Услышав новости, Фелисия пришла в ужас и велела Кейт не предпринимать никаких действий. Пока помощница вызывала такси, Фелисия позвонила в полицию и все разузнала. Тома отвезли в городскую больницу Сан-Франциско. Он был в критическом состоянии, но главное – он был жив. Фелисия пулей метнулась на помощь, недоумевая, почему Кейт позвонила именно ей. У нее ведь должен быть кто-то еще? Мама, близкая подруга? Они с Кейт неплохо ладили, но общались не так уж много, и в основном по работе. Все свободное время Кейт проводила с Томом. Он был смыслом ее жизни, человек, умирающий сейчас в городской больнице.
Фелисия вошла в квартиру Кейт, оставив такси ждать у входа.
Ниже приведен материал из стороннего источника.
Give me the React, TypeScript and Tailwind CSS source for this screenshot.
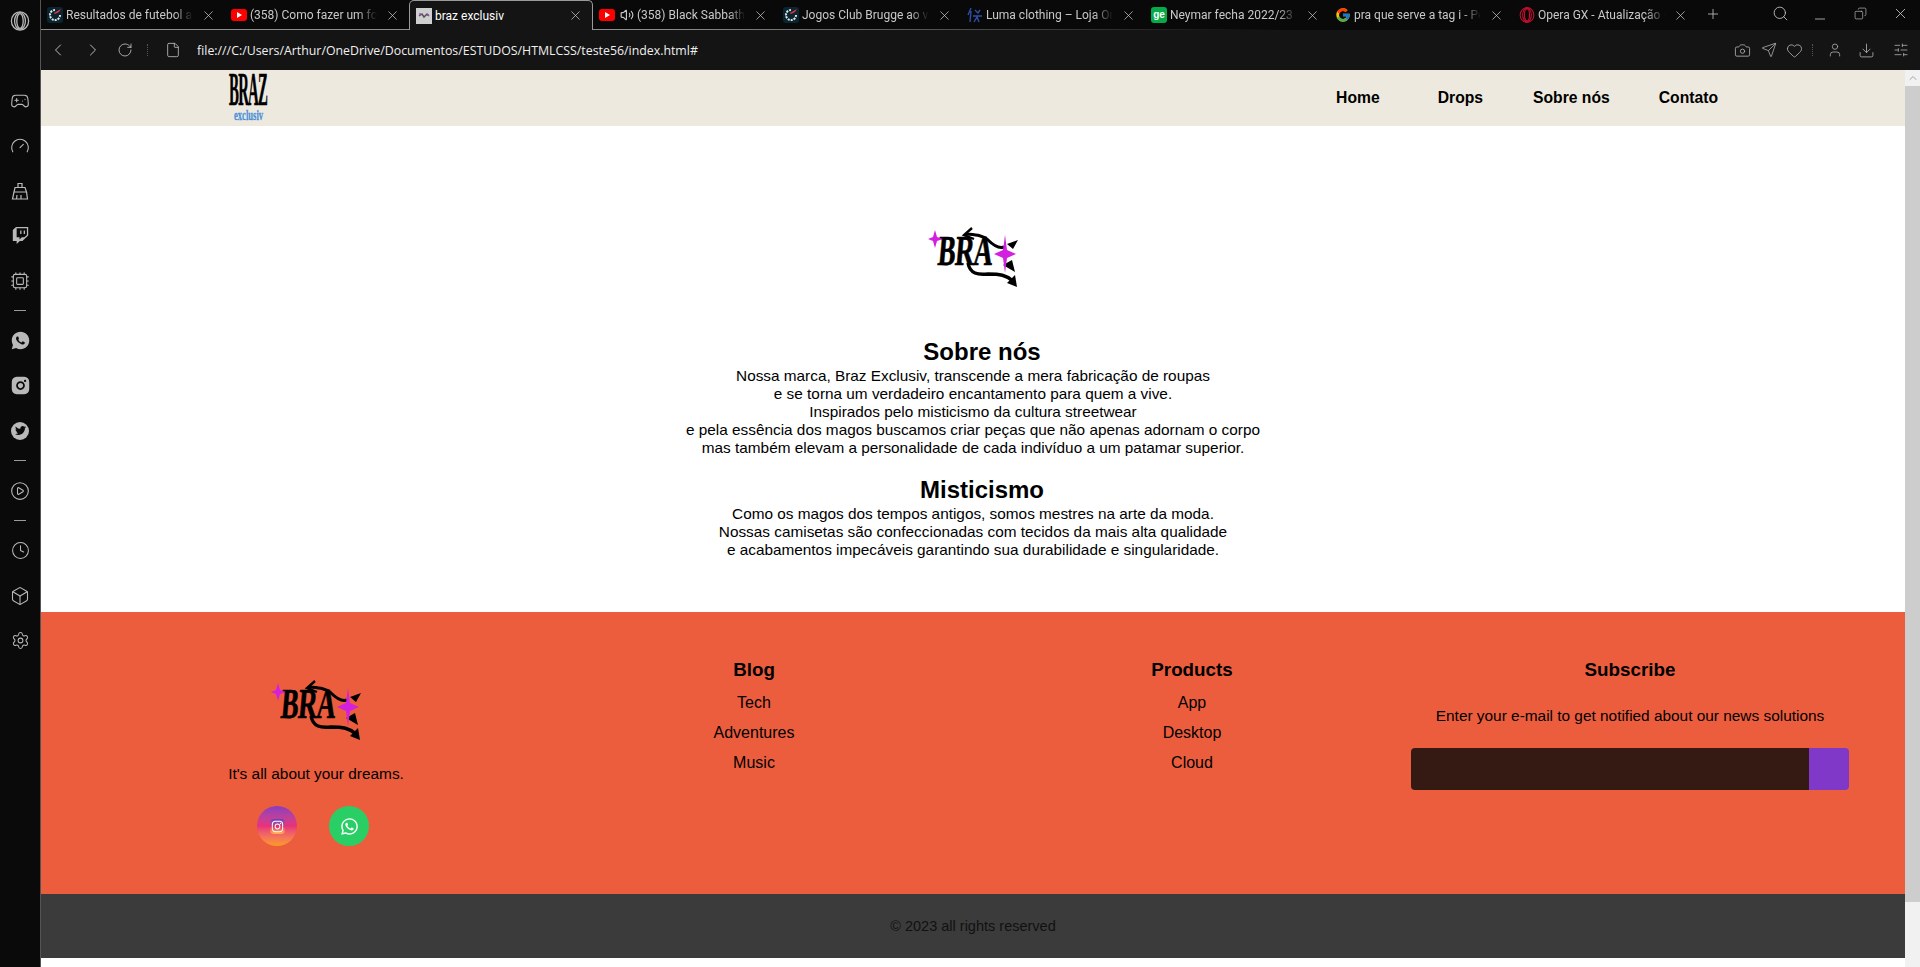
import React from 'react';
import {
  Gamepad2, Gauge, Cpu, CirclePlay, Clock, Box, Settings, X, Plus, Search, Minus, Copy,
  ChevronLeft, ChevronRight, RotateCw, File, Camera, Send, Heart, User, Download, SlidersHorizontal, Volume2, ChevronUp,
} from 'lucide-react';
import { FaTwitch, FaWhatsapp, FaInstagram, FaTwitter } from 'react-icons/fa';
import { RiWhatsappFill, RiInstagramFill } from 'react-icons/ri';
import { FcGoogle } from 'react-icons/fc';

const FONT = "font-['Liberation_Sans',Arial,sans-serif]";

// --- Favicons ---
const YoutubeIcon = () => (
  <span className="w-4 h-3 bg-[#f00] rounded-[3px] flex items-center justify-center">
    <svg width="6" height="6" viewBox="0 0 6 6"><path d="M1 0 L6 3 L1 6 Z" fill="#fff" /></svg>
  </span>
);

const ScoreIcon = () => (
  <span className="w-4 h-4 bg-[#0a2530] rounded-[3px] flex items-center justify-center">
    <svg width="14" height="14" viewBox="0 0 14 14">
      <path d="M7 2 A5 5 0 1 0 12 7" fill="none" stroke="#dfe7ea" strokeWidth="2" strokeDasharray="2 1" />
      <path d="M6 5 L13 1 L11 4 L7 6 Z" fill="#f0304a" />
    </svg>
  </span>
);

const BrazIcon = () => (
  <span className="w-4 h-4 bg-[#cfcfcf] flex items-center justify-center">
    <svg width="12" height="8" viewBox="0 0 12 8">
      <path d="M1 4 L4 2 L6 5 L9 2 L11 4" fill="none" stroke="#555" strokeWidth="1.5" />
      <circle cx="2" cy="2" r="1" fill="#b03fd0" />
      <circle cx="10" cy="3" r="1" fill="#b03fd0" />
    </svg>
  </span>
);

const LumaIcon = () => (
  <svg width="16" height="16" viewBox="0 0 16 16" fill="none" stroke="#2f4fa8" strokeWidth="1.4">
    <path d="M1 8 L4 1 M4 4 L3 15 M6 9 L15 9 M8 3 L11 6 L13 3 M7 15 L10 10 L12 15" />
  </svg>
);

const GeIcon = () => (
  <span className={`w-4 h-4 bg-[#06aa48] rounded-[3px] flex items-center justify-center text-white text-[10px] font-bold leading-none ${FONT}`}>ge</span>
);

// Opera's nested rings, used in the sidebar and on the GX tab
const OperaRings = ({ size, color }: { size: number; color: string }) => (
  <svg width={size} height={size} viewBox="0 0 20 20" fill="none" stroke={color} strokeWidth="1.3">
    <ellipse cx="10" cy="10" rx="8.6" ry="9.2" />
    <ellipse cx="10" cy="10" rx="5.4" ry="8.4" />
    <ellipse cx="10" cy="10" rx="3.2" ry="7.4" />
  </svg>
);

const tabs = [
  { title: 'Resultados de futebol ao vivo', icon: <ScoreIcon /> },
  { title: '(358) Como fazer um foco', icon: <YoutubeIcon /> },
  { title: 'braz exclusiv', icon: <BrazIcon />, active: true },
  { title: '(358) Black Sabbath - Iron', icon: <YoutubeIcon />, sound: true },
  { title: 'Jogos Club Brugge ao vivo', icon: <ScoreIcon /> },
  { title: 'Luma clothing – Loja Online', icon: <LumaIcon /> },
  { title: 'Neymar fecha 2022/23 com', icon: <GeIcon /> },
  { title: 'pra que serve a tag i - Pesquisa', icon: <FcGoogle size={16} /> },
  { title: 'Opera GX - Atualização de', icon: <OperaRings size={16} color="#c8102e" /> },
];

// --- Logo, the graffiti mark used in the hero and in the footer ---
const BraLogo = () => (
  <svg width="90" height="60" viewBox="0 0 90 60" className="block">
    <g transform="translate(9 38) skewX(-5) scale(0.88 1.42)">
      <text x="0" y="0" fontSize="30" fontWeight="700" letterSpacing="-0.5" fontFamily="'Liberation Serif', serif" fill="#000" stroke="#000" strokeWidth="0.5">BRA</text>
    </g>
    <path d="M38 7 C48 8 54 8 60 13 C65 18 70 22 76 20" fill="none" stroke="#000" strokeWidth="3" />
    <path d="M44 1 L36 8 L46 12" fill="none" stroke="#000" strokeWidth="2.4" />
    <path d="M40 36 C42 47 50 48 60 47 C72 47 78 48 85 54" fill="none" stroke="#000" strokeWidth="3.4" />
    <path d="M79 56 L89 60 L87 48 Z" fill="#000" />
    <path d="M79 17 L90 13 L85 22 Z M75 38 L84 33 L87 45 Z" fill="#000" />
    <path d="M7 3 L9 10 L15 12 L9 14 L7 21 L5 14 L0 12 L5 10 Z" fill="#d21fe0" />
    <path d="M77 8 L79 23 L88 27 L79 31 L77 46 L75 31 L66 27 L75 23 Z" fill="#d21fe0" />
  </svg>
);

const NavLogo = () => (
  <svg width="40" height="50" viewBox="0 0 40 50" className="block">
    <g transform="translate(1 32) scale(0.74 2.3)">
      <text x="0" y="0" fontSize="20" fontWeight="700" letterSpacing="-1" fontFamily="'Liberation Serif', serif" fill="#000" stroke="#000" strokeWidth="0.3">BRAZ</text>
    </g>
    <g transform="translate(6 47) scale(0.78 1.4)">
      <text x="0" y="0" fontSize="11" fontFamily="'Liberation Serif', serif" fill="#4a90d9" stroke="#4a90d9" strokeWidth="0.2">exclusiv</text>
    </g>
  </svg>
);

const BroomIcon = ({ className }: { className: string }) => (
  <svg width="20" height="20" viewBox="0 0 20 20" fill="none" stroke="currentColor" strokeWidth="1.2" className={className}>
    <path d="M8 6 L8 2.5 L12 2.5 L12 6" />
    <path d="M5 6.5 L15 6.5 L16.5 11 L4 11 Z" />
    <path d="M4 11 L2.5 18 L17.5 18 L16.5 11 M7 14 L6.5 18 M11 14 L11 18" />
  </svg>
);

// --- Browser chrome ---
const Sidebar = () => {
  const cls = 'text-[#b9b9b9]';
  const items = [
    <Gamepad2 size={20} strokeWidth={1.3} className={cls} />,
    <Gauge size={20} strokeWidth={1.3} className={cls} />,
    <BroomIcon className={cls} />,
    <FaTwitch size={17} className={cls} />,
    <Cpu size={20} strokeWidth={1.3} className={cls} />,
  ];
  const social = [
    <RiWhatsappFill size={21} className={cls} />,
    <RiInstagramFill size={21} className={cls} />,
    <span className="w-[18px] h-[18px] rounded-full bg-[#b9b9b9] flex items-center justify-center">
      <FaTwitter size={11} color="#0a0a0a" />
    </span>,
  ];
  const last = [
    <Clock size={19} strokeWidth={1.3} className={cls} />,
    <Box size={20} strokeWidth={1.3} className={cls} />,
    <Settings size={19} strokeWidth={1.3} className={cls} />,
  ];
  const Cell = ({ children }: { children: React.ReactNode }) => (
    <div className="h-[45px] flex items-center justify-center">{children}</div>
  );
  const Sep = () => <div className="w-3 h-px bg-[#9a9a9a] my-[7px]" />;
  return (
    <aside className="w-[41px] flex-shrink-0 h-full bg-[#0a0a0a] border-r border-[#555] flex flex-col items-center">
      <div className="h-[78px] w-full pt-[11px] flex justify-center items-start">
        <OperaRings size={20} color="#b9b9b9" />
      </div>
      {items.map((icon, i) => <Cell key={i}>{icon}</Cell>)}
      <Sep />
      {social.map((icon, i) => <Cell key={i}>{icon}</Cell>)}
      <Sep />
      <Cell><CirclePlay size={20} strokeWidth={1.3} className={cls} /></Cell>
      <Sep />
      {last.map((icon, i) => <Cell key={i}>{icon}</Cell>)}
    </aside>
  );
};

const TabBar = () => (
  <div className="h-[30px] bg-[#090909] relative flex items-stretch flex-shrink-0">
    <div className="absolute left-0 bottom-0 h-px w-[1240px] bg-gradient-to-r from-[#8d8d8d] via-[#8d8d8d] to-transparent" />
    {tabs.map((tab) => (
      <div
        key={tab.title}
        className={`w-[184px] flex-shrink-0 relative flex items-center pl-[6px] pr-[9px] ${tab.active ? 'bg-[#141414] border border-b-0 border-[#9a9a9a] rounded-t-[5px] z-10 text-white' : 'text-[#c8c8c8]'}`}
      >
        <span className="w-4 h-4 flex items-center justify-center flex-shrink-0">{tab.icon}</span>
        {tab.sound && <Volume2 size={14} className="ml-[5px] flex-shrink-0 text-[#c8c8c8]" />}
        <span className={`ml-[3px] flex-1 overflow-hidden whitespace-nowrap text-[12px] font-['Roboto',sans-serif] ${tab.active ? '' : '[mask-image:linear-gradient(to_right,black_85%,transparent)]'}`}>
          {tab.title}
        </span>
        <X size={15} strokeWidth={1.2} className="ml-2 flex-shrink-0 text-[#c8c8c8]" />
      </div>
    ))}
    <Plus size={16} strokeWidth={1.2} className="ml-2 mt-[6px] text-[#c8c8c8]" />
    <div className="ml-auto flex items-center text-[#c8c8c8] pb-1">
      <span className="w-10 flex justify-center"><Search size={17} strokeWidth={1.2} /></span>
      <span className="w-10 flex justify-center pt-3"><Minus size={16} strokeWidth={1.2} /></span>
      <span className="w-10 flex justify-center"><Copy size={13} strokeWidth={1.2} className="-scale-x-100" /></span>
      <span className="w-10 flex justify-center"><X size={17} strokeWidth={1.2} /></span>
    </div>
  </div>
);

const Toolbar = () => {
  const Dots = () => <div className="w-px h-3 border-l border-dotted border-[#555]" />;
  return (
    <div className="h-[40px] bg-[#141414] flex items-center flex-shrink-0 text-[#c8c8c8]">
      <ChevronLeft size={20} strokeWidth={1.1} className="ml-[7px]" />
      <ChevronRight size={20} strokeWidth={1.1} className="ml-[15px]" />
      <RotateCw size={16} strokeWidth={1.2} className="ml-[14px]" />
      <div className="ml-[14px]"><Dots /></div>
      <File size={16} strokeWidth={1.2} className="ml-[17px]" />
      <span className="ml-4 pt-[2px] text-[12.35px] text-[#f0f0f0] font-['Open_Sans',sans-serif] whitespace-nowrap">file:///C:/Users/Arthur/OneDrive/Documentos/ESTUDOS/HTMLCSS/teste56/index.html#</span>
      <div className="ml-auto flex items-center text-[#b0b0b0]">
        <Camera size={17} strokeWidth={1.2} />
        <Send size={16} strokeWidth={1.2} className="ml-[10px]" />
        <Heart size={17} strokeWidth={1.2} className="ml-[9px]" />
        <div className="ml-[9px]"><Dots /></div>
        <User size={16} strokeWidth={1.2} className="ml-[14px]" />
        <Download size={17} strokeWidth={1.2} className="ml-[15px]" />
        <SlidersHorizontal size={16} strokeWidth={1.2} className="ml-[18px] mr-[11px]" />
      </div>
    </div>
  );
};

const Scrollbar = () => (
  <div className="w-[15px] flex-shrink-0 bg-[#f1f1f1] flex flex-col">
    <div className="h-4 flex items-center justify-center"><ChevronUp size={12} className="text-[#a3a3a3]" /></div>
    <div className="h-[816px] bg-[#cdcdcd]" />
  </div>
);

// --- Page ---
const Header = () => (
  <header className={`h-[56px] bg-[#eee9df] flex items-center text-black font-bold text-[15.7px] flex-shrink-0 ${FONT}`}>
    <div className="ml-[187px]"><NavLogo /></div>
    <nav className="ml-auto flex mr-[187px]">
      <a className="mr-[58px]" href="#">Home</a>
      <a className="mr-[50px]" href="#">Drops</a>
      <a className="mr-[49px]" href="#">Sobre nós</a>
      <a href="#">Contato</a>
    </nav>
  </header>
);

const About = () => (
  <main className={`h-[486px] bg-white flex flex-col items-center pt-[101px] text-black flex-shrink-0 ${FONT}`}>
    <BraLogo />
    <div className="text-center text-[15.35px] leading-[18px]">
      <h2 className="mt-[51px] pl-[18px] text-2xl leading-7 font-bold">Sobre nós</h2>
      <p className="mt-px">
        Nossa marca, Braz Exclusiv, transcende a mera fabricação de roupas<br />
        e se torna um verdadeiro encantamento para quem a vive.<br />
        Inspirados pelo misticismo da cultura streetwear<br />
        e pela essência dos magos buscamos criar peças que não apenas adornam o corpo<br />
        mas também elevam a personalidade de cada indivíduo a um patamar superior.
      </p>
      <h2 className="mt-[19px] pl-[18px] text-2xl leading-7 font-bold">Misticismo</h2>
      <p className="mt-px">
        Como os magos dos tempos antigos, somos mestres na arte da moda.<br />
        Nossas camisetas são confeccionadas com tecidos da mais alta qualidade<br />
        e acabamentos impecáveis garantindo sua durabilidade e singularidade.
      </p>
    </div>
  </main>
);

const LinkColumn = ({ title, links }: { title: string; links: string[] }) => (
  <div className="flex flex-col items-center">
    <h3 className="text-[18.8px] leading-6 font-bold">{title}</h3>
    <ul className="text-center text-base mt-[6px]">
      {links.map((link) => (
        <li key={link} className="h-[30px] leading-[30px]">{link}</li>
      ))}
    </ul>
  </div>
);

const Footer = () => (
  <footer className={`h-[282px] bg-[#ec5d3e] text-black grid grid-cols-4 px-[56px] pt-[46px] flex-shrink-0 ${FONT}`}>
    <div className="flex flex-col items-center">
      <div className="mt-[22px]"><BraLogo /></div>
      <p className="mt-[25px] text-[15.4px] leading-[18px]">It's all about your dreams.</p>
      <div className="flex gap-8 mt-[23px] -ml-[6px]">
        <span className="w-10 h-10 rounded-full bg-gradient-to-b from-[#8a3ac0] via-[#e8307a] to-[#fc9a16] flex items-center justify-center">
          <span className="w-[15px] h-[15px] rounded-[4px] bg-gradient-to-b from-[#5b3fd0] via-[#e03070] to-[#ffb340] flex items-center justify-center">
            <FaInstagram size={13} color="#fff" />
          </span>
        </span>
        <span className="w-10 h-10 rounded-full bg-[#29cf65] flex items-center justify-center">
          <FaWhatsapp size={19} color="#fff" />
        </span>
      </div>
    </div>
    <LinkColumn title="Blog" links={['Tech', 'Adventures', 'Music']} />
    <LinkColumn title="Products" links={['App', 'Desktop', 'Cloud']} />
    <div className="flex flex-col items-center">
      <h3 className="text-[18.8px] leading-6 font-bold">Subscribe</h3>
      <p className="mt-[25px] text-[15.4px] leading-[18px]">Enter your e-mail to get notified about our news solutions</p>
      <form className="mt-[23px] w-full h-[42px] flex rounded overflow-hidden">
        <input className="flex-1 min-w-0 bg-[#351a13] outline-none" />
        <button type="button" className="w-10 bg-[#7f38c8]" />
      </form>
    </div>
  </footer>
);

const Copyright = () => (
  <div className={`h-[64px] bg-[#3b3b3b] flex items-center justify-center pt-[2px] text-[14.5px] text-[#111] flex-shrink-0 ${FONT}`}>
    © 2023 all rights reserved
  </div>
);

const App: React.FC = () => (
  <div className="h-[967px] w-full flex overflow-hidden bg-white">
    <Sidebar />
    <div className="flex-1 min-w-0 flex flex-col">
      <TabBar />
      <Toolbar />
      <div className="flex-1 min-h-0 flex">
        <div className="flex-1 min-w-0 flex flex-col">
          <Header />
          <About />
          <Footer />
          <Copyright />
        </div>
        <Scrollbar />
      </div>
    </div>
  </div>
);

export default App;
Бедняжка кое-как оделась.
– Надевай туфли, и пойдем.
– Туфли? – На Кейт было жалко смотреть. – Туфли… – Ее глаза снова наполнились слезами, цвет лица стал серо-зеленым.
Фелисия достала из шкафа черные балетки.
– Держи.
Кейт обулась и вышла, не взяв ни пальто, ни сумки. Фелисии пришлось накинуть ей на плечи свое пальто. Сумка Кейт была не нужна – ведь, кроме больницы, она никуда не собиралась. Да и могла ли она покинуть Тома? Четыре дня Фелисия провела в больнице вместе с Кейт. Том не выходил из комы, и прогнозы были самые плохие, но все-таки он был жив. Последствия выстрела в любом случае будут серьезны – Том больше не сможет ходить, и невозможно сказать, что станет с его рассудком.
Фелисия ушла на работу, и, оставшись одна, Кейт совсем обезумела – металась, как заводная, от кровати Тома в коридор и обратно. За дверью палаты она могла дать волю слезам. Фелисия старалась изо всех сил, но заставить Кейт покинуть больницу было невозможно – она оплакивала Тома. Она сидела на кровати, смотрела в пустоту, плакала, курила, и врачи не могли дать ей успокоительное – оно повредило бы ребенку. Удивительно, как она вообще его не потеряла.
Газеты на чем свет стоит ругали Тома. Кейт на чем свет стоит ругала себя. Как она не усмотрела? Как не заподозрила неладного? Почему не попыталась помочь? Почему не восприняла всерьез его депрессию? Она одна во всем виновата. Больше винить некого. Причиняя себе невыносимую боль, она воскрешала в памяти день за днем. Футбол стал всей его жизнью, футбол и убил его. Мысли о том, что он чуть не стал причиной смерти двух ни в чем не повинных людей, ужасали, и Кейт не верила, чтобы он мог сделать нечто подобное. Только не Том. Но то, что он сделал, было еще хуже. Он погубил сам себя. Добряк Том, озверевший от мрачных мыслей, мечтавший лишь доиграть последний год, лишь обеспечить своего сына. Кейт старалась не думать о ребенке – только о Томе. Она мерила шагами комнату, плакала и уворачивалась от осаждавших ее репортеров. Этот кошмар продлился семь недель. Наконец Том пришел в сознание.
Слабый, сломленный, измученный, он понемногу выздоравливал. Стало ясно – он будет жить, вернее, жить будет то, во что он превратился. Ходить он уже никогда не сможет – только двигаться. А еще говорить. И думать. Но его сознание стало сознанием ребенка. Долгие дни в коме перенесли его в детство, средоточие нежности и любви. Он снова стал маленьким мальчиком, он не помнил выстрела, но узнал Кейт и расплакался в ее объятиях; сдавленные, беззвучные рыдания сотрясали все ее худенькое тельце. Он помнил, что она была ему близка, но не помнил, как. Иногда он принимал ее за мать, иногда за подругу. Он называл ее Кэти. Вот кто она теперь. Кэти. Больше не принцесса.
– Ты не уйдешь от меня?
Убитая горем, она покачала головой:
– Нет, Том.
– Никогда?
– Никогда. Я очень люблю тебя и никогда не оставлю.
Ее глаза вновь наполнились слезами, и силой воли она заставила себя думать о каких-то незначительных вещах. Нельзя думать о Томе, говоря эти слова – ее сердце не выдержит. Нельзя плакать. Нельзя, чтобы плакал Том.